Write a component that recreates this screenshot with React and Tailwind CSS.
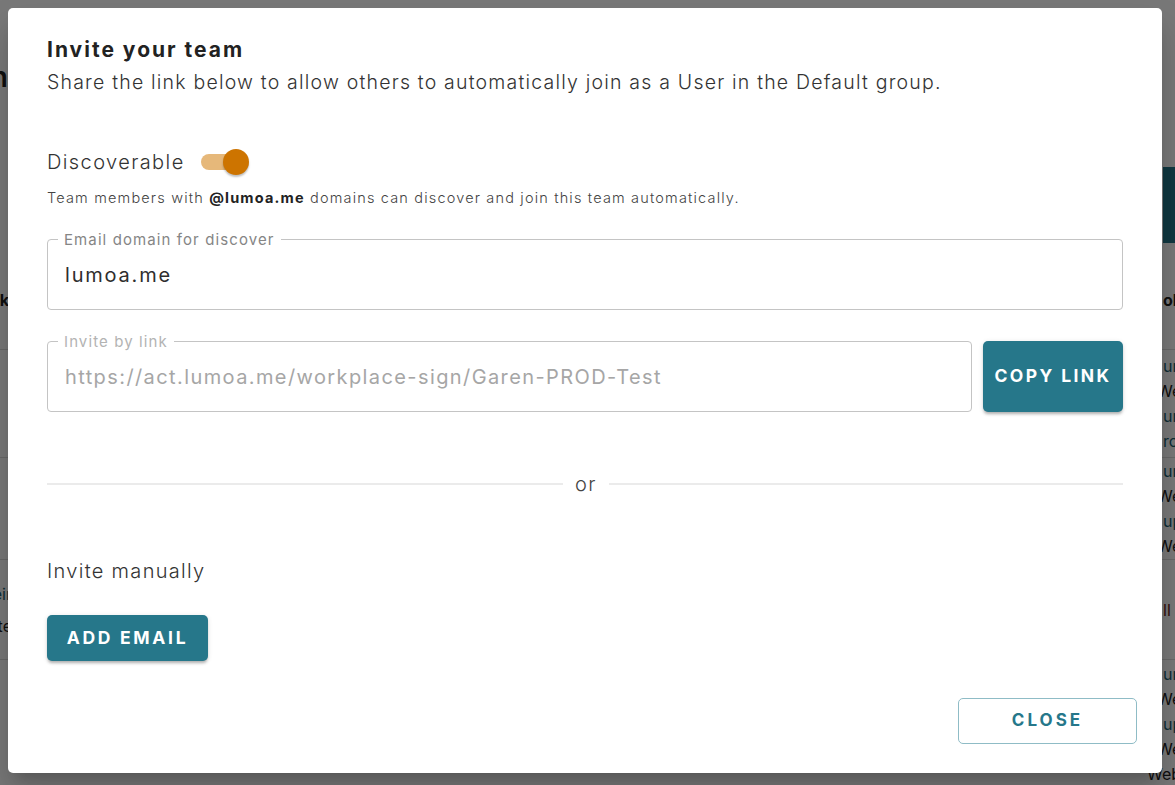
import React from "react";

const TEAL = "#26778a";

function Background() {
  return (
    <div className="flex flex-col w-full text-[#222]">
      <div className="h-[62px]" />
      <div className="flex h-[30px] items-center">
        <div className="w-[8px] flex justify-end">
          <span className="whitespace-nowrap text-[28px] font-semibold">Team admin</span>
        </div>
      </div>
      <div className="h-[75px]" />
      <div className="flex">
        <div className="flex-1" />
        <div className="w-[12px] h-[76px] bg-[#26778a]" />
      </div>
      <div className="flex h-[107px] items-center border-b border-[#ddd] pt-[8px]">
        <div className="w-[8px] flex justify-end">
          <span className="whitespace-nowrap font-bold text-[16px] -mr-[1px]">Link</span>
        </div>
        <div className="flex-1" />
        <div className="w-[12px] whitespace-nowrap font-bold text-[16px] -ml-[2px]">ol</div>
      </div>
      <div className="flex h-[108px] items-center border-b border-[#ddd]">
        <div className="flex-1" />
        <div className="w-[12px] whitespace-nowrap text-[16px] leading-[25px]">
          <div className="text-[#1d5f70]">urls</div>
          <div className="-ml-[6px]">Web</div>
          <div className="text-[#1d5f70]">urls</div>
          <div className="text-[#1d5f70]">roles</div>
        </div>
      </div>
      <div className="flex h-[102px] items-center border-b border-[#ddd]">
        <div className="flex-1" />
        <div className="w-[12px] whitespace-nowrap text-[16px] leading-[25px]">
          <div className="text-[#1d5f70]">urls</div>
          <div className="-ml-[6px]">Web</div>
          <div className="text-[#1d5f70]">upload</div>
          <div className="-ml-[6px]">Web</div>
        </div>
      </div>
      <div className="flex h-[100px] items-center border-b border-[#ddd]">
        <div className="w-[8px] flex justify-end">
          <div className="whitespace-nowrap text-[16px] leading-[32px] text-right -mr-[4px]">
            <div className="text-[#1d5f70]">Their</div>
            <div>Site</div>
          </div>
        </div>
        <div className="flex-1" />
        <div className="w-[12px] whitespace-nowrap text-[16px] text-[#6b1a1a]">ll</div>
      </div>
      <div className="flex pt-[2px]">
        <div className="flex-1" />
        <div className="w-[12px] whitespace-nowrap text-[16px] leading-[25px]">
          <div className="text-[#1d5f70]">urls</div>
          <div className="-ml-[6px]">Web</div>
          <div className="text-[#1d5f70]">upload</div>
          <div className="-ml-[6px]">Web</div>
          <div className="-ml-[16px]">Web</div>
        </div>
      </div>
    </div>
  );
}

function Outlined({ label, value, disabled, className = "" }) {
  return (
    <fieldset
      className={
        "border border-[#c4c4c4] rounded-[4px] pl-[10px] pr-[12px] h-[79px] " + className
      }
    >
      <legend
        className={
          "px-[6px] text-[15px] leading-[17px] tracking-[1.1px] " +
          (disabled ? "text-[#b3b3b3]" : "text-[#858585]")
        }
      >
        {label}
      </legend>
      <div
        className={
          "pl-[7px] pt-[15px] text-[20px] leading-[24px] whitespace-nowrap " +
          (disabled ? "text-[#a6a6a6] tracking-[1.4px]" : "text-[#2e2e2e] tracking-[1.8px]")
        }
      >
        {value}
      </div>
    </fieldset>
  );
}

export default function App() {
  return (
    <div
      className="relative h-[785px] w-[1175px] overflow-hidden bg-white"
      style={{ fontFamily: "Inter, 'Noto Sans', sans-serif" }}
    >
      <Background />
      <div className="absolute inset-0 bg-black/[0.53] pl-[8px] pt-[8px]">
        <div className="flex h-[765px] w-[1154px] flex-col rounded-[5px] bg-white shadow-[0_11px_15px_-7px_rgba(0,0,0,0.2),0_24px_38px_3px_rgba(0,0,0,0.14)]">
          <div className="px-[39px] pt-[29px] flex flex-col">
            <h2 className="text-[21px] leading-[26px] font-bold text-[#222] tracking-[2px]">Invite your team</h2>
            <p className="mt-[6px] text-[19.5px] leading-[26px] text-[#333] font-light tracking-[1.2px] whitespace-nowrap">
              Share the link below to allow others to automatically join as a User in the Default group.
            </p>

            <div className="mt-[52px] flex items-center h-[30px]">
              <span className="text-[20px] text-[#333] font-light tracking-[1.4px]">Discoverable</span>
              <div className="relative ml-[16px] h-[30px] w-[48px] flex items-center">
                <div className="h-[16px] w-[40px] rounded-full bg-[#e6b87a]" />
                <div className="absolute right-[0px] top-[2px] h-[26px] w-[26px] rounded-full bg-[#cd7400] shadow-[0_2px_2px_rgba(0,0,0,0.25)]" />
              </div>
            </div>
            <p className="mt-[12px] text-[14.5px] leading-[18px] text-[#444] font-light tracking-[1.17px] whitespace-nowrap">
              Team members with <span className="font-bold text-[#222]">@lumoa.me</span> domains can discover and join this team automatically.
            </p>

            <Outlined
              className="mt-[24px]"
              label="Email domain for discover"
              value="lumoa.me"
            />

            <div className="mt-[23px] flex items-end gap-[11px]">
              <Outlined
                className="flex-1"
                label="Invite by link"
                value="https://act.lumoa.me/workplace-sign/Garen-PROD-Test"
                disabled
              />
              <button
                className="h-[71px] w-[140px] rounded-[5px] text-white font-bold text-[17.5px] tracking-[2.4px] shadow-[0_3px_3px_-1px_rgba(0,0,0,0.25),0_1px_5px_rgba(0,0,0,0.12)]"
                style={{ backgroundColor: TEAL }}
              >
                COPY LINK
              </button>
            </div>

            <div className="mt-[60px] flex items-center gap-[12px]">
              <div className="h-[2px] flex-1 bg-[#ebebeb]" />
              <span className="text-[20px] leading-[24px] text-[#444] font-light tracking-[1.5px]">or</span>
              <div className="h-[2px] w-[514px] bg-[#ebebeb]" />
            </div>

            <p className="mt-[62px] text-[20px] leading-[26px] text-[#333] font-light tracking-[1.3px]">Invite manually</p>

            <div className="mt-[31px]">
              <button
                className="h-[46px] w-[161px] rounded-[5px] text-white font-bold text-[17.5px] tracking-[2.7px] shadow-[0_3px_3px_-1px_rgba(0,0,0,0.25),0_1px_5px_rgba(0,0,0,0.12)]"
                style={{ backgroundColor: TEAL }}
              >
                ADD EMAIL
              </button>
            </div>
          </div>
          <div className="flex justify-end pr-[25px] mt-[37px]">
            <button className="h-[46px] w-[179px] rounded-[5px] border border-[#8fbcc6] bg-white text-[#26778a] font-bold text-[17px] tracking-[3px]">
              CLOSE
            </button>
          </div>
        </div>
      </div>
    </div>
  );
}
☆ ☆ ☆
▶ [INSTRUCTIONS FOR THE TASK] Return the full material word for word. Do not include the pictures.

▶ [ANSWER BELOW]
Write a component that recreates this screenshot with React and Tailwind CSS.
import React from "react";

const TEAL = "#26778a";

function Background() {
  return (
    <div className="flex flex-col w-full text-[#222]">
      <div className="h-[62px]" />
      <div className="flex h-[30px] items-center">
        <div className="w-[8px] flex justify-end">
          <span className="whitespace-nowrap text-[28px] font-semibold">Team admin</span>
        </div>
      </div>
      <div className="h-[75px]" />
      <div className="flex">
        <div className="flex-1" />
        <div className="w-[12px] h-[76px] bg-[#26778a]" />
      </div>
      <div className="flex h-[107px] items-center border-b border-[#ddd] pt-[8px]">
        <div className="w-[8px] flex justify-end">
          <span className="whitespace-nowrap font-bold text-[16px] -mr-[1px]">Link</span>
        </div>
        <div className="flex-1" />
        <div className="w-[12px] whitespace-nowrap font-bold text-[16px] -ml-[2px]">ol</div>
      </div>
      <div className="flex h-[108px] items-center border-b border-[#ddd]">
        <div className="flex-1" />
        <div className="w-[12px] whitespace-nowrap text-[16px] leading-[25px]">
          <div className="text-[#1d5f70]">urls</div>
          <div className="-ml-[6px]">Web</div>
          <div className="text-[#1d5f70]">urls</div>
          <div className="text-[#1d5f70]">roles</div>
        </div>
      </div>
      <div className="flex h-[102px] items-center border-b border-[#ddd]">
        <div className="flex-1" />
        <div className="w-[12px] whitespace-nowrap text-[16px] leading-[25px]">
          <div className="text-[#1d5f70]">urls</div>
          <div className="-ml-[6px]">Web</div>
          <div className="text-[#1d5f70]">upload</div>
          <div className="-ml-[6px]">Web</div>
        </div>
      </div>
      <div className="flex h-[100px] items-center border-b border-[#ddd]">
        <div className="w-[8px] flex justify-end">
          <div className="whitespace-nowrap text-[16px] leading-[32px] text-right -mr-[4px]">
            <div className="text-[#1d5f70]">Their</div>
            <div>Site</div>
          </div>
        </div>
        <div className="flex-1" />
        <div className="w-[12px] whitespace-nowrap text-[16px] text-[#6b1a1a]">ll</div>
      </div>
      <div className="flex pt-[2px]">
        <div className="flex-1" />
        <div className="w-[12px] whitespace-nowrap text-[16px] leading-[25px]">
          <div className="text-[#1d5f70]">urls</div>
          <div className="-ml-[6px]">Web</div>
          <div className="text-[#1d5f70]">upload</div>
          <div className="-ml-[6px]">Web</div>
          <div className="-ml-[16px]">Web</div>
        </div>
      </div>
    </div>
  );
}

function Outlined({ label, value, disabled, className = "" }) {
  return (
    <fieldset
      className={
        "border border-[#c4c4c4] rounded-[4px] pl-[10px] pr-[12px] h-[79px] " + className
      }
    >
      <legend
        className={
          "px-[6px] text-[15px] leading-[17px] tracking-[1.1px] " +
          (disabled ? "text-[#b3b3b3]" : "text-[#858585]")
        }
      >
        {label}
      </legend>
      <div
        className={
          "pl-[7px] pt-[15px] text-[20px] leading-[24px] whitespace-nowrap " +
          (disabled ? "text-[#a6a6a6] tracking-[1.4px]" : "text-[#2e2e2e] tracking-[1.8px]")
        }
      >
        {value}
      </div>
    </fieldset>
  );
}

export default function App() {
  return (
    <div
      className="relative h-[785px] w-[1175px] overflow-hidden bg-white"
      style={{ fontFamily: "Inter, 'Noto Sans', sans-serif" }}
    >
      <Background />
      <div className="absolute inset-0 bg-black/[0.53] pl-[8px] pt-[8px]">
        <div className="flex h-[765px] w-[1154px] flex-col rounded-[5px] bg-white shadow-[0_11px_15px_-7px_rgba(0,0,0,0.2),0_24px_38px_3px_rgba(0,0,0,0.14)]">
          <div className="px-[39px] pt-[29px] flex flex-col">
            <h2 className="text-[21px] leading-[26px] font-bold text-[#222] tracking-[2px]">Invite your team</h2>
            <p className="mt-[6px] text-[19.5px] leading-[26px] text-[#333] font-light tracking-[1.2px] whitespace-nowrap">
              Share the link below to allow others to automatically join as a User in the Default group.
            </p>

            <div className="mt-[52px] flex items-center h-[30px]">
              <span className="text-[20px] text-[#333] font-light tracking-[1.4px]">Discoverable</span>
              <div className="relative ml-[16px] h-[30px] w-[48px] flex items-center">
                <div className="h-[16px] w-[40px] rounded-full bg-[#e6b87a]" />
                <div className="absolute right-[0px] top-[2px] h-[26px] w-[26px] rounded-full bg-[#cd7400] shadow-[0_2px_2px_rgba(0,0,0,0.25)]" />
              </div>
            </div>
            <p className="mt-[12px] text-[14.5px] leading-[18px] text-[#444] font-light tracking-[1.17px] whitespace-nowrap">
              Team members with <span className="font-bold text-[#222]">@lumoa.me</span> domains can discover and join this team automatically.
            </p>

            <Outlined
              className="mt-[24px]"
              label="Email domain for discover"
              value="lumoa.me"
            />

            <div className="mt-[23px] flex items-end gap-[11px]">
              <Outlined
                className="flex-1"
                label="Invite by link"
                value="https://act.lumoa.me/workplace-sign/Garen-PROD-Test"
                disabled
              />
              <button
                className="h-[71px] w-[140px] rounded-[5px] text-white font-bold text-[17.5px] tracking-[2.4px] shadow-[0_3px_3px_-1px_rgba(0,0,0,0.25),0_1px_5px_rgba(0,0,0,0.12)]"
                style={{ backgroundColor: TEAL }}
              >
                COPY LINK
              </button>
            </div>

            <div className="mt-[60px] flex items-center gap-[12px]">
              <div className="h-[2px] flex-1 bg-[#ebebeb]" />
              <span className="text-[20px] leading-[24px] text-[#444] font-light tracking-[1.5px]">or</span>
              <div className="h-[2px] w-[514px] bg-[#ebebeb]" />
            </div>

            <p className="mt-[62px] text-[20px] leading-[26px] text-[#333] font-light tracking-[1.3px]">Invite manually</p>

            <div className="mt-[31px]">
              <button
                className="h-[46px] w-[161px] rounded-[5px] text-white font-bold text-[17.5px] tracking-[2.7px] shadow-[0_3px_3px_-1px_rgba(0,0,0,0.25),0_1px_5px_rgba(0,0,0,0.12)]"
                style={{ backgroundColor: TEAL }}
              >
                ADD EMAIL
              </button>
            </div>
          </div>
          <div className="flex justify-end pr-[25px] mt-[37px]">
            <button className="h-[46px] w-[179px] rounded-[5px] border border-[#8fbcc6] bg-white text-[#26778a] font-bold text-[17px] tracking-[3px]">
              CLOSE
            </button>
          </div>
        </div>
      </div>
    </div>
  );
}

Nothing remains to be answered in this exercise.